Figure 2 shows the Taylor series estimation of $\sqrt{2}$ , and its convergence. We can see that the Taylor series estimation of $\sqrt{2}$ converges to $\sqrt{2}$ as the order of the Taylor series increases. The Taylor series estimation of $\sqrt{2}$ is a good estimation of $\sqrt{2}$ .

Reflections
This simple example enables us to reflect on the many topics: i) the meaning of theoretical mathematics v.s. applied mathematics, ii) the meaning of idealized v.s. real world, iii) the meaning of continuous v.s. discrete. iv) the connection between analysis and linear algebra, etc.
The most important message I want to convey is that one has to develop the certain level of mathematical maturity to carry out the mathematical analysis and implement the calculation in the real world, which is so called 'engineering'.

When we use the Taylor series to estimate $\sqrt{2}$ , we did not cover the following interesting and important questions:

how fast does the Taylor series converge to $\sqrt{2}$ ?
does the anchor point $a$ matter?
what’s the relationship between the Taylor series and Newton’s method?
why does the Taylor series converge to $\sqrt{2}$ ?
what’s the relationship between the Taylor series and the linear algebra space in terms of basis, eigenvalue, eigenvector, etc.?
How could we use the knowledge about Taylor series to guide us to study Neural Networks?
Why learning those advanced math topics could help us to understand the optimization algorithms, such as gradient descent, etc.?

All those questions will be answered in the future blog posts when we study Fourier Series and Fourier Transform systematically.
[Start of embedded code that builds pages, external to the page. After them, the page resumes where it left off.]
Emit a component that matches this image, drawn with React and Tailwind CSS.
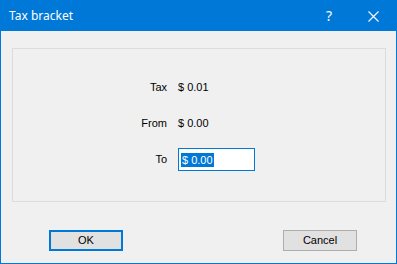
export default function App() {
  return (
    <div className="flex h-[264px] w-[397px] flex-col border border-[#0078d7] bg-[#f0f0f0] font-['Liberation_Sans',sans-serif] text-[11px] text-black">
      <div className="flex h-[30px] shrink-0 items-center bg-[#0078d7] text-white">
        <span className="ml-[8px] font-['Noto_Sans',sans-serif] text-[12px] leading-none">Tax bracket</span>
        <span className="ml-auto font-['Noto_Sans',sans-serif] text-[14px] leading-none">?</span>
        <svg className="ml-[36px] mr-[17px]" width="11" height="11" viewBox="0 0 11 11">
          <path d="M0.5 0.5 L10.5 10.5 M10.5 0.5 L0.5 10.5" stroke="white" strokeWidth="1.1" />
        </svg>
      </div>

      <div className="ml-[11px] mt-[17px] h-[154px] w-[374px] border border-[#dcdcdc]">
        <div className="flex flex-col pt-[30px]">
          <div className="flex h-[16px] items-center">
            <span className="w-[154px] text-right">Tax</span>
            <span className="ml-[11px]">$ 0.01</span>
          </div>
          <div className="mt-[20px] flex h-[16px] items-center">
            <span className="w-[154px] text-right">From</span>
            <span className="ml-[11px]">$ 0.00</span>
          </div>
          <div className="mt-[17px] flex items-center">
            <span className="w-[154px] text-right">To</span>
            <div className="ml-[11px] flex h-[23px] w-[77px] items-center border border-[#0078d7] bg-white pl-[2px]">
              <span className="bg-[#0078d7] px-[1px] leading-[14px] text-white">$ 0.00</span>
            </div>
          </div>
        </div>
      </div>

      <div className="mt-[28px] flex justify-between pl-[48px] pr-[39px]">
        <button className="flex h-[21px] w-[74px] items-center justify-center border-2 border-[#0078d7] bg-[#e1e1e1]">OK</button>
        <button className="flex h-[21px] w-[74px] items-center justify-center border border-[#adadad] bg-[#e1e1e1]">Cancel</button>
      </div>
    </div>
  );
}
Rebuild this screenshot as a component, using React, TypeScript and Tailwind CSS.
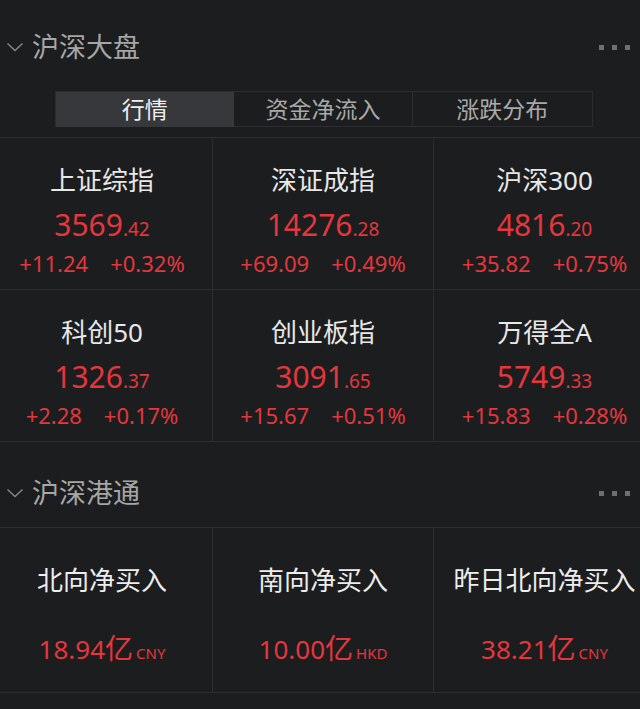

So, without further ado, let’s start our journey of Fourier Series and Fourier Transform.

How about $(2)^{1/3}$ or $\sqrt{57}$ ?

I added this section after talking with my friend as he suggested that one could estimate $\sqrt{2}$ with a method called ``long division”. We used this method to do division when we were in elementary school. But I never thought about using this method to estimate $\sqrt{2}$ . So, I tried it. It works (However, I have to warn you that this is quite wild and unstable method).

$long division to estimate square root$

Figure 3. Two examples of using long division to estimate square root.

The problem of using this method to estimate $\sqrt{2}$ is that it is not a `general’ method, which means that it is not easy to guess the number of digits of the estimation. There is a certain algorithm to do this, but it is not easy to implement. So, I will not talk about it here. Moreover, you can not rely on this method to estimate $(2)^{1/3}$ but you can use Taylor series to estimate $(2)^{1/3}$ .

Reflections
Since mathematical thinking does not come to our mind naturally, one has to train herself/himself to think mathematically. When we think mathematically, we have to think about the following questions: i) what is the generalization of the problem; ii) how could prove the generalization; iii) how could we apply the generalization to solve the real world problems.
Certain algorithm might work for certain problems, but it might not work for other problems. This reminds me of an interview by Wu WenJun (吴文俊). When he was asked about the difference between the Chinese mathematicians and the western mathematicians, he said that the Chinese mathematicians are good at solving certain problems, but the western mathematicians are good at solving general problems. I think this is a very good observation.
You may not like theory, but the power of the theory has to be appreciated well. The theory is the foundation of the practice. Without the theory, the practice is just a wild guess.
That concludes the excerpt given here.